> DIRECTIONS FOR THIS TASK
Work through the listing below and count the lines that hold "index". Answer with the number alone.

> RECORDED INFORMATION
## START

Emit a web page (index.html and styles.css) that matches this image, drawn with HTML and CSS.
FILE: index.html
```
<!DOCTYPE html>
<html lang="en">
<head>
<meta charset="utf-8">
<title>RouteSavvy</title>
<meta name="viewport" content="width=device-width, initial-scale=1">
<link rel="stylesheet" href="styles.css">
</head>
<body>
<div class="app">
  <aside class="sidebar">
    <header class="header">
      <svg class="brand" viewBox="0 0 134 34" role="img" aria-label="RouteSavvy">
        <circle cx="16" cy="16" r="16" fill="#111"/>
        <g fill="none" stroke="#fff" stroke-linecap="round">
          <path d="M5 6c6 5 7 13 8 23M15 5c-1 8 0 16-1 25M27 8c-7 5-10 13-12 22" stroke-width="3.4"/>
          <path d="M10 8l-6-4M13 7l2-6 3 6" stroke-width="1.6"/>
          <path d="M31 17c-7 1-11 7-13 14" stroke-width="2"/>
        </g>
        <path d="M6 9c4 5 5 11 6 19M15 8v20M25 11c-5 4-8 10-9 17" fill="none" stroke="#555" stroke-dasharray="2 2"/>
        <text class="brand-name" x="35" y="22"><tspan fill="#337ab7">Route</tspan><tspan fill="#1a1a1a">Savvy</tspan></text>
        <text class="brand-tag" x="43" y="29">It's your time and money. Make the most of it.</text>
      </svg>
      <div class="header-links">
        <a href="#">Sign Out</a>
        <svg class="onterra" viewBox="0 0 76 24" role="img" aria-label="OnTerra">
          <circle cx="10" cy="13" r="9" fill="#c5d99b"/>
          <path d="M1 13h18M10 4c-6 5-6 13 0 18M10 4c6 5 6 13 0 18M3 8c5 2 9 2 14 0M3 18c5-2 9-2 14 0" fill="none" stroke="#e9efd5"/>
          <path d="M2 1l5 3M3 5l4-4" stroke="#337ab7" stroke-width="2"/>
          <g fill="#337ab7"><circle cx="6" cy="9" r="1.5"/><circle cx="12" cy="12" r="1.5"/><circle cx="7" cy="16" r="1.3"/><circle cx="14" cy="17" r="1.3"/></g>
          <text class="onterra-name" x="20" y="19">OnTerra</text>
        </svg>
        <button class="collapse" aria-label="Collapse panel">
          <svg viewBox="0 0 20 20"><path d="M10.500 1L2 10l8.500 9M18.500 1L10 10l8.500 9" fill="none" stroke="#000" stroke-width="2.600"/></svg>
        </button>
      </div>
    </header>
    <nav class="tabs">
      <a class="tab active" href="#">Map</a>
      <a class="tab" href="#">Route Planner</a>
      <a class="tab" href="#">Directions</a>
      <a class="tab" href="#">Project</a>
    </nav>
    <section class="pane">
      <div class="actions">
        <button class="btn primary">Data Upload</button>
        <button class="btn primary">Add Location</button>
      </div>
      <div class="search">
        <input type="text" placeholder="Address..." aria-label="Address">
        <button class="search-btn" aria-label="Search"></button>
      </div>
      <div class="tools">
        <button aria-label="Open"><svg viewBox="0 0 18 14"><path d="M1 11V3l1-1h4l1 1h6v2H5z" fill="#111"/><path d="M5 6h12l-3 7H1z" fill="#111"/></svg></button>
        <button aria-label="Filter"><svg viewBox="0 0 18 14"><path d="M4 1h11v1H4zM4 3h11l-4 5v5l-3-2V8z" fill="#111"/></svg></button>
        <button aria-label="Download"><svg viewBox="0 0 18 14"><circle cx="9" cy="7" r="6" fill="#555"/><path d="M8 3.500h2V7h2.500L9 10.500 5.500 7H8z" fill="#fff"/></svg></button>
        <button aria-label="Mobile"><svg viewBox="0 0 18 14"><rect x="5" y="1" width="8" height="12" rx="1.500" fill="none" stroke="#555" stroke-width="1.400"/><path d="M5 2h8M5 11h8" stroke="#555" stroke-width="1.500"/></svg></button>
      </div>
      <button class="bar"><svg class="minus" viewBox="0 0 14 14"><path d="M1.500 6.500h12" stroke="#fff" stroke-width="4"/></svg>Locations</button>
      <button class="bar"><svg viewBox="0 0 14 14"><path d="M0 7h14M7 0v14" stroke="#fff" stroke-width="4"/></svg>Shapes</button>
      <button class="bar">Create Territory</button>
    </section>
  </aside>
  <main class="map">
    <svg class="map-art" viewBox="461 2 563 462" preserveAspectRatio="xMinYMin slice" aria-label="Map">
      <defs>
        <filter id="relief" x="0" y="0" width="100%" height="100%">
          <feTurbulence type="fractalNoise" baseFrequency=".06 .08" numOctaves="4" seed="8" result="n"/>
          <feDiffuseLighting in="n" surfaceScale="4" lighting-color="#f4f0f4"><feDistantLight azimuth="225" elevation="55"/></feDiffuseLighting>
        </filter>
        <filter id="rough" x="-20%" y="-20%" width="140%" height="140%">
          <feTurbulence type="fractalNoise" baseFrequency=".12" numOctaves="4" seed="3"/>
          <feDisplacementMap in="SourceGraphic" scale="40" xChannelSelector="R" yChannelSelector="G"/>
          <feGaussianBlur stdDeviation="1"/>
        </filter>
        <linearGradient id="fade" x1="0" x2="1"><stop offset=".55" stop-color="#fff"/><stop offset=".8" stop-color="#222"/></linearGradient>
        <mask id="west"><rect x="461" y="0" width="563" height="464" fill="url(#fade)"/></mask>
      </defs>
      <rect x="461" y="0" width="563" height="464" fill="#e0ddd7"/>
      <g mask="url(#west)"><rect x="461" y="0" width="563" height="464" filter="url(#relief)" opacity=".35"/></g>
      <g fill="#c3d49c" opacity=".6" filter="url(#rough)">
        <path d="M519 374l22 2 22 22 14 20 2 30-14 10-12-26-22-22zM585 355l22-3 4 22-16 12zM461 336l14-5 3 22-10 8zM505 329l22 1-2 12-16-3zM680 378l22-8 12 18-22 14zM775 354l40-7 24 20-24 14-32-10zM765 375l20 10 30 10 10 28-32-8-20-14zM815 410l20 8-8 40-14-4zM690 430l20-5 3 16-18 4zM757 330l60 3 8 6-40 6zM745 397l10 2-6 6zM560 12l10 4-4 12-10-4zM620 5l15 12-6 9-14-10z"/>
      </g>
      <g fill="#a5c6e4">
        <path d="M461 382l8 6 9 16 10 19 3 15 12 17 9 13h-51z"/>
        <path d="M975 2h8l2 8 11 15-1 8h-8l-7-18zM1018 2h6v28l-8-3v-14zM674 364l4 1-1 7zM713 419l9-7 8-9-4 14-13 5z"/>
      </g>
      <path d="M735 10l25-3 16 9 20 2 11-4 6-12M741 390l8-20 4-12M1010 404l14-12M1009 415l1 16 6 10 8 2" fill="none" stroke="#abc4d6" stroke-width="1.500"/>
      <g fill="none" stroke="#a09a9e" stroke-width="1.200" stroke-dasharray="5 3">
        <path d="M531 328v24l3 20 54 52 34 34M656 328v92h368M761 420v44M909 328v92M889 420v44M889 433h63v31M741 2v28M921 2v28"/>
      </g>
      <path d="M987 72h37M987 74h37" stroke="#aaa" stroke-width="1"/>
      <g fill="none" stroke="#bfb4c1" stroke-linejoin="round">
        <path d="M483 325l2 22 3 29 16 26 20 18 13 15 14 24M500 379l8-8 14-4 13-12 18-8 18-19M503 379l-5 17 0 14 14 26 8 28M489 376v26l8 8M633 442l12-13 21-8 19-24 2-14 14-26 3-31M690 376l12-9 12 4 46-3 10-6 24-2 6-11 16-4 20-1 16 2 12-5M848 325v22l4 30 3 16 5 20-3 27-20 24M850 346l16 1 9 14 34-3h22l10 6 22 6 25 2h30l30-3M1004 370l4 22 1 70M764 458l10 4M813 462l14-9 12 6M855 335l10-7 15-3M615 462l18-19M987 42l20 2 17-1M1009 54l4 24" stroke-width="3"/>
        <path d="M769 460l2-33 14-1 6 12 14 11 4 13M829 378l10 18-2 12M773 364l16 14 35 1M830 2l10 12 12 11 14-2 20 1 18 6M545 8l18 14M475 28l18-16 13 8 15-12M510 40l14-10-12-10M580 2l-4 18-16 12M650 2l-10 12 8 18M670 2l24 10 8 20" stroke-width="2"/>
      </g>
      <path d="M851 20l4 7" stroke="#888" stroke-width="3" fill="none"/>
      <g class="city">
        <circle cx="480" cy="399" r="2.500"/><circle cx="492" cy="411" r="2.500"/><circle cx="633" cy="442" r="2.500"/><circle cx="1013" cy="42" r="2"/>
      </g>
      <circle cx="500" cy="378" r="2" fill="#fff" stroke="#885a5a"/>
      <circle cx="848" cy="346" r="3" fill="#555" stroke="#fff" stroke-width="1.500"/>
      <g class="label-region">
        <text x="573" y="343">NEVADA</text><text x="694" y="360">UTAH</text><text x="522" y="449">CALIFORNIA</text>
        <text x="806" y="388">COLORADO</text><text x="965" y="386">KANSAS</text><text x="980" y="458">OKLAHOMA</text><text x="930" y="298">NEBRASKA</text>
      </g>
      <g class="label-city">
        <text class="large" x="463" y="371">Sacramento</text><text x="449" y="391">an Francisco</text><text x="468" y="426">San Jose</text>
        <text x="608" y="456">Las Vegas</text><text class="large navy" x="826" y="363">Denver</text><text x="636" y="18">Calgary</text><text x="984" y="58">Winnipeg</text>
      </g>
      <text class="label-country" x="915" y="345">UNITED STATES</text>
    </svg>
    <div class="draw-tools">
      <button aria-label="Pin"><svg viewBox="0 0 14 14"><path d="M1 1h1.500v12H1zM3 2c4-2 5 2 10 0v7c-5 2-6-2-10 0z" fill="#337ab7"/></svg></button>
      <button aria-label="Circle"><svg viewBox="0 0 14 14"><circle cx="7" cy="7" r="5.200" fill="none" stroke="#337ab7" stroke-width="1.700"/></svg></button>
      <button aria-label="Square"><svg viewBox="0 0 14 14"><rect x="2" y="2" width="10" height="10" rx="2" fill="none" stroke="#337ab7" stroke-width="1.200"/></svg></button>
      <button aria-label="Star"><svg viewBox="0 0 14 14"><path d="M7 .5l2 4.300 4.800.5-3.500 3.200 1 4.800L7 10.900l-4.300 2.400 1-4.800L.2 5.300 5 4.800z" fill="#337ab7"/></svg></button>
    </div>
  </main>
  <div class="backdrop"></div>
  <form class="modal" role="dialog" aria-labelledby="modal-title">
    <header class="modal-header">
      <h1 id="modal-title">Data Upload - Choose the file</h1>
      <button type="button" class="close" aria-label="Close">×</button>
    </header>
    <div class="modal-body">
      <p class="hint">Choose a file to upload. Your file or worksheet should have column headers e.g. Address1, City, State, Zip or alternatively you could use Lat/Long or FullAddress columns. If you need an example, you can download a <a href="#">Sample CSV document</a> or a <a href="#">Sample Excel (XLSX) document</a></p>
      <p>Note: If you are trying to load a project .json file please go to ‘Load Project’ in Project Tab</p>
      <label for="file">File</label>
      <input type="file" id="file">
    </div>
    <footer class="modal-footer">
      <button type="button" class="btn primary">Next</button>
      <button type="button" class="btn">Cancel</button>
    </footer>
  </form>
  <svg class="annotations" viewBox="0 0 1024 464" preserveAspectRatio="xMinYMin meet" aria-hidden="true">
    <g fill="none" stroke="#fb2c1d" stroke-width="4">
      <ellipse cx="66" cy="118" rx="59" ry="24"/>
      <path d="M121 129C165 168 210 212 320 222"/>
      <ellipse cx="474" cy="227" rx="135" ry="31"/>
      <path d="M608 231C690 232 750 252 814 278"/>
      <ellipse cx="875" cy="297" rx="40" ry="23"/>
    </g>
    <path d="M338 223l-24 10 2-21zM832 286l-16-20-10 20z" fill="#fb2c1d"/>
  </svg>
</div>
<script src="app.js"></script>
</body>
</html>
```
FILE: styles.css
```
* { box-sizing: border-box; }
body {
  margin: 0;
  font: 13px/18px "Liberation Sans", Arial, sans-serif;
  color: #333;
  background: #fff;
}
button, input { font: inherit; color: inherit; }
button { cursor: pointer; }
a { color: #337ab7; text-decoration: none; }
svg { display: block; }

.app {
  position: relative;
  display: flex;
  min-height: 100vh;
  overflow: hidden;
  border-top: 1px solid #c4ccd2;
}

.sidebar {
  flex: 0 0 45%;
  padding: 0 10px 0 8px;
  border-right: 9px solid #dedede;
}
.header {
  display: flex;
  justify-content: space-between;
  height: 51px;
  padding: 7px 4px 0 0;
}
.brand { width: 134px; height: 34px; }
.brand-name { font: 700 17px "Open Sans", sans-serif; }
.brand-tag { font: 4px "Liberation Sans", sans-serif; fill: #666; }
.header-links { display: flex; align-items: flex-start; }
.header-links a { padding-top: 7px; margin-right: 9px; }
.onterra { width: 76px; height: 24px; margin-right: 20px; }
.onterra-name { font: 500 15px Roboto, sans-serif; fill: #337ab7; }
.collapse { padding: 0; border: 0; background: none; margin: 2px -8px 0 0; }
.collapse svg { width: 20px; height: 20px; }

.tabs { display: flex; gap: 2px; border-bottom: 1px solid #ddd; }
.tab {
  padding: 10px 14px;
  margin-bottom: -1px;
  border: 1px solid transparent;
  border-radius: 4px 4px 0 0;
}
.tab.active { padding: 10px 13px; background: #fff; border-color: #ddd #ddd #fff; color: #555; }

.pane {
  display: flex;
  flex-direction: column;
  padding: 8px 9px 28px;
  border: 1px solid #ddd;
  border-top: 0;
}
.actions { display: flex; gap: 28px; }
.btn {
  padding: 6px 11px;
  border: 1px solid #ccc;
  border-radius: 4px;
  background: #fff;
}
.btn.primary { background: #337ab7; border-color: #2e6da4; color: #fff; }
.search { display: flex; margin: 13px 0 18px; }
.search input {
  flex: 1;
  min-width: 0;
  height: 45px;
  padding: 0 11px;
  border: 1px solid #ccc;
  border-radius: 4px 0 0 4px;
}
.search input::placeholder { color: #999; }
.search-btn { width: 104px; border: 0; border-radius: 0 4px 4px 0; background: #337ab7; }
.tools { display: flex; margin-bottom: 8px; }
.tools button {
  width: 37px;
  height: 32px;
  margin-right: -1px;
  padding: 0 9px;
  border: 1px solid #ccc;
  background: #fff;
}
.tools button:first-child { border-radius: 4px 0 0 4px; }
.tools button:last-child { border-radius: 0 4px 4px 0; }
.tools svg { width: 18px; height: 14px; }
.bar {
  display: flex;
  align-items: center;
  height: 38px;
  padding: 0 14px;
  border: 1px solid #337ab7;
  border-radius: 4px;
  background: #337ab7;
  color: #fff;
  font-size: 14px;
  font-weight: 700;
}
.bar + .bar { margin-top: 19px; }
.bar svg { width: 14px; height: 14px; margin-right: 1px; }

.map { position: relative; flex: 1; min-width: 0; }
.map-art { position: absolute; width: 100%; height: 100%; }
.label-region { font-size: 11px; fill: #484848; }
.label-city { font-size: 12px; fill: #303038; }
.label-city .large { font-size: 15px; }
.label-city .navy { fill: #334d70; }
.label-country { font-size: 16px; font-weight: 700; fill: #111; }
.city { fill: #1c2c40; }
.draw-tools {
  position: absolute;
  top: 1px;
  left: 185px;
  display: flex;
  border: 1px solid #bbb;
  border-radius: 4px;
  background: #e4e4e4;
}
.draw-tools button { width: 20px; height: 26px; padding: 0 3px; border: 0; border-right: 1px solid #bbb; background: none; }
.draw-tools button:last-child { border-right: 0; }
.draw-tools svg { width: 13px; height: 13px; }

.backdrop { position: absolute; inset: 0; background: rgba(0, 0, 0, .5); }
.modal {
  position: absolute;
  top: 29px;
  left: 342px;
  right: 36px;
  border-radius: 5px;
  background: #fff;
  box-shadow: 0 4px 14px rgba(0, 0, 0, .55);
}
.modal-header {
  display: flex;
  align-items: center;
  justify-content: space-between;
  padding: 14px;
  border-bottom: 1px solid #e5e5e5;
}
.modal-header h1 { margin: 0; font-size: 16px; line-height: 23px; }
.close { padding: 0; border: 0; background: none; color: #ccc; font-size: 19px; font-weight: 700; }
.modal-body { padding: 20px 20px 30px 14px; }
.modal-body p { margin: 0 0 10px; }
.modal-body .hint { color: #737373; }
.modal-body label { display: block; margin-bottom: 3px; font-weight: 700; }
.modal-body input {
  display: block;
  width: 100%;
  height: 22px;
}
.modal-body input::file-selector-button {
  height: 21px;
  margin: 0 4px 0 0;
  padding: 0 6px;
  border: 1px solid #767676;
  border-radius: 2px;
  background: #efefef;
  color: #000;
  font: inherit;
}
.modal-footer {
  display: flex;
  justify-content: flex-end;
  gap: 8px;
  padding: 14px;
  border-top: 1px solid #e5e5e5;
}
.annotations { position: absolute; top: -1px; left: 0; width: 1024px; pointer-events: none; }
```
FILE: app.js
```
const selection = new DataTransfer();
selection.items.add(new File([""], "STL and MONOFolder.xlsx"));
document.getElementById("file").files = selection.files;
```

## END

> COMPLETED TASK
2